• **What you will do**: Skip every picture and transcribe the remaining material exactly.

• **Collected data**:
»»
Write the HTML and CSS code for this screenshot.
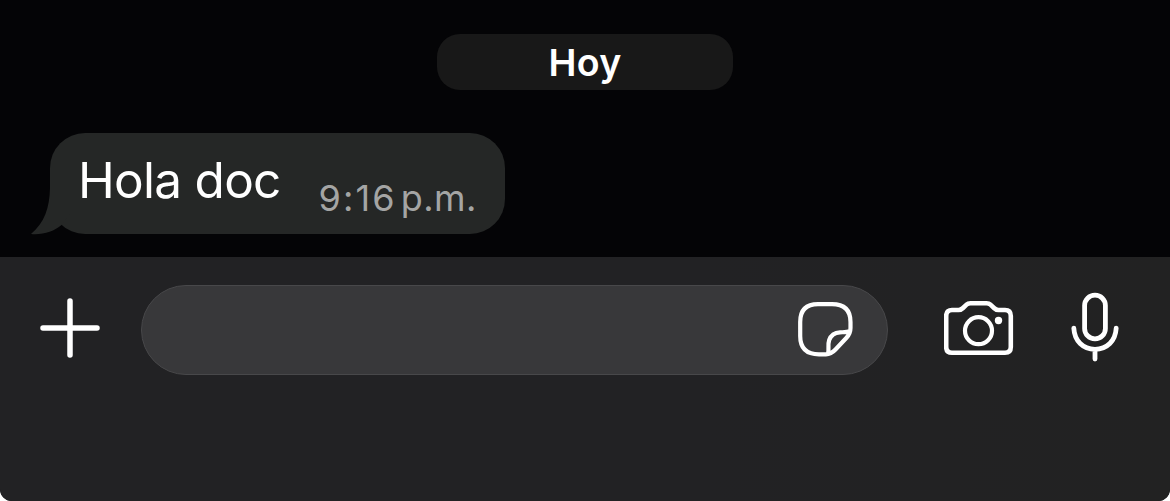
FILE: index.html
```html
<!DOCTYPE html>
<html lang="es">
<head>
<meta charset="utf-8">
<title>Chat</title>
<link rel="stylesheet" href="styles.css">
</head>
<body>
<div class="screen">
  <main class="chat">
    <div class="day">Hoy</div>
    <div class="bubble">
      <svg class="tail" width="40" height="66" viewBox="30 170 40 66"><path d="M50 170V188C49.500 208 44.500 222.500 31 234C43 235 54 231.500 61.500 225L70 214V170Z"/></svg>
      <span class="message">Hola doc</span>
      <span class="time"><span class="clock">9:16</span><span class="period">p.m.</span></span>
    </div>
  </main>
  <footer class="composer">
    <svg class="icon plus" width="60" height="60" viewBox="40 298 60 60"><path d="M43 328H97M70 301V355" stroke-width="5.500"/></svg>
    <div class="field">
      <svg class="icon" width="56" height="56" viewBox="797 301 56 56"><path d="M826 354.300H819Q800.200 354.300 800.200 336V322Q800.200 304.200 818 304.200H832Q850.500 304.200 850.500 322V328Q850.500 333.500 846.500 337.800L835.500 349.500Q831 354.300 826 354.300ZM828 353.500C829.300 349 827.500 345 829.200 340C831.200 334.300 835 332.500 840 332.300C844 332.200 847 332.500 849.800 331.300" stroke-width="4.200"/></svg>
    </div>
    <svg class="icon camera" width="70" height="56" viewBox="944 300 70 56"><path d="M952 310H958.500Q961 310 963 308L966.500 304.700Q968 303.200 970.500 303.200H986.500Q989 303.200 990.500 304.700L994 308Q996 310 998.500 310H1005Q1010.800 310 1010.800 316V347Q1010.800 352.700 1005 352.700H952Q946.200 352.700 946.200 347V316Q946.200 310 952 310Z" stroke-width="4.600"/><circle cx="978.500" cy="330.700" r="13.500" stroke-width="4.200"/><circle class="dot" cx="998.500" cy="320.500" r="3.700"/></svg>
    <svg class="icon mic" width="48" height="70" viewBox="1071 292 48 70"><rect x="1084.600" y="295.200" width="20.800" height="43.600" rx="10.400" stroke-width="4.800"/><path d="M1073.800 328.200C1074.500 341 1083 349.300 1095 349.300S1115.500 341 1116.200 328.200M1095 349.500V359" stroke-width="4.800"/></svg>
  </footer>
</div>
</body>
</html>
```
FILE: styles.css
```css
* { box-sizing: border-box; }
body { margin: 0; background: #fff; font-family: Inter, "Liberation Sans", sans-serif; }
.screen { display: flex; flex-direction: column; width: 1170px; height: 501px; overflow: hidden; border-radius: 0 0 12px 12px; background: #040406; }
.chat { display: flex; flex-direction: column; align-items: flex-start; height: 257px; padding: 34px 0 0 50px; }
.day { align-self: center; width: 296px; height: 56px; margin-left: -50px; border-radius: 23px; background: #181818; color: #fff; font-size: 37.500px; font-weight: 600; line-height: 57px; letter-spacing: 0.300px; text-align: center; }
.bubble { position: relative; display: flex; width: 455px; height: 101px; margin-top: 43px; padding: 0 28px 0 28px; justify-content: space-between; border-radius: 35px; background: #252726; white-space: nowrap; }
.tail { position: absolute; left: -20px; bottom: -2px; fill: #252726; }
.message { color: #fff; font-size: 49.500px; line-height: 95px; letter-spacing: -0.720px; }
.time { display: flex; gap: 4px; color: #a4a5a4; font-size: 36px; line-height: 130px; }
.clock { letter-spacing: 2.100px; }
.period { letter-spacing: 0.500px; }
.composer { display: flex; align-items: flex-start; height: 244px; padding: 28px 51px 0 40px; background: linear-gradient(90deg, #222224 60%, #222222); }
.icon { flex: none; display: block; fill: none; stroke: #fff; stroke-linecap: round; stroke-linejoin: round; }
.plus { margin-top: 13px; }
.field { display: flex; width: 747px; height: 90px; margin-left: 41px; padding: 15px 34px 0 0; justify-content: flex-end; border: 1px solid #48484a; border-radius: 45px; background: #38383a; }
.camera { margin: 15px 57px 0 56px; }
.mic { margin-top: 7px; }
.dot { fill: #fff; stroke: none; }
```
««
• **Reply**:
Write the HTML and CSS code for this screenshot.
FILE: index.html
```html
<!DOCTYPE html>
<html lang="es">
<head>
<meta charset="utf-8">
<title>Chat</title>
<link rel="stylesheet" href="styles.css">
</head>
<body>
<div class="screen">
  <main class="chat">
    <div class="day">Hoy</div>
    <div class="bubble">
      <svg class="tail" width="40" height="66" viewBox="30 170 40 66"><path d="M50 170V188C49.500 208 44.500 222.500 31 234C43 235 54 231.500 61.500 225L70 214V170Z"/></svg>
      <span class="message">Hola doc</span>
      <span class="time"><span class="clock">9:16</span><span class="period">p.m.</span></span>
    </div>
  </main>
  <footer class="composer">
    <svg class="icon plus" width="60" height="60" viewBox="40 298 60 60"><path d="M43 328H97M70 301V355" stroke-width="5.500"/></svg>
    <div class="field">
      <svg class="icon" width="56" height="56" viewBox="797 301 56 56"><path d="M826 354.300H819Q800.200 354.300 800.200 336V322Q800.200 304.200 818 304.200H832Q850.500 304.200 850.500 322V328Q850.500 333.500 846.500 337.800L835.500 349.500Q831 354.300 826 354.300ZM828 353.500C829.300 349 827.500 345 829.200 340C831.200 334.300 835 332.500 840 332.300C844 332.200 847 332.500 849.800 331.300" stroke-width="4.200"/></svg>
    </div>
    <svg class="icon camera" width="70" height="56" viewBox="944 300 70 56"><path d="M952 310H958.500Q961 310 963 308L966.500 304.700Q968 303.200 970.500 303.200H986.500Q989 303.200 990.500 304.700L994 308Q996 310 998.500 310H1005Q1010.800 310 1010.800 316V347Q1010.800 352.700 1005 352.700H952Q946.200 352.700 946.200 347V316Q946.200 310 952 310Z" stroke-width="4.600"/><circle cx="978.500" cy="330.700" r="13.500" stroke-width="4.200"/><circle class="dot" cx="998.500" cy="320.500" r="3.700"/></svg>
    <svg class="icon mic" width="48" height="70" viewBox="1071 292 48 70"><rect x="1084.600" y="295.200" width="20.800" height="43.600" rx="10.400" stroke-width="4.800"/><path d="M1073.800 328.200C1074.500 341 1083 349.300 1095 349.300S1115.500 341 1116.200 328.200M1095 349.500V359" stroke-width="4.800"/></svg>
  </footer>
</div>
</body>
</html>
```
FILE: styles.css
```css
* { box-sizing: border-box; }
body { margin: 0; background: #fff; font-family: Inter, "Liberation Sans", sans-serif; }
.screen { display: flex; flex-direction: column; width: 1170px; height: 501px; overflow: hidden; border-radius: 0 0 12px 12px; background: #040406; }
.chat { display: flex; flex-direction: column; align-items: flex-start; height: 257px; padding: 34px 0 0 50px; }
.day { align-self: center; width: 296px; height: 56px; margin-left: -50px; border-radius: 23px; background: #181818; color: #fff; font-size: 37.500px; font-weight: 600; line-height: 57px; letter-spacing: 0.300px; text-align: center; }
.bubble { position: relative; display: flex; width: 455px; height: 101px; margin-top: 43px; padding: 0 28px 0 28px; justify-content: space-between; border-radius: 35px; background: #252726; white-space: nowrap; }
.tail { position: absolute; left: -20px; bottom: -2px; fill: #252726; }
.message { color: #fff; font-size: 49.500px; line-height: 95px; letter-spacing: -0.720px; }
.time { display: flex; gap: 4px; color: #a4a5a4; font-size: 36px; line-height: 130px; }
.clock { letter-spacing: 2.100px; }
.period { letter-spacing: 0.500px; }
.composer { display: flex; align-items: flex-start; height: 244px; padding: 28px 51px 0 40px; background: linear-gradient(90deg, #222224 60%, #222222); }
.icon { flex: none; display: block; fill: none; stroke: #fff; stroke-linecap: round; stroke-linejoin: round; }
.plus { margin-top: 13px; }
.field { display: flex; width: 747px; height: 90px; margin-left: 41px; padding: 15px 34px 0 0; justify-content: flex-end; border: 1px solid #48484a; border-radius: 45px; background: #38383a; }
.camera { margin: 15px 57px 0 56px; }
.mic { margin-top: 7px; }
.dot { fill: #fff; stroke: none; }
```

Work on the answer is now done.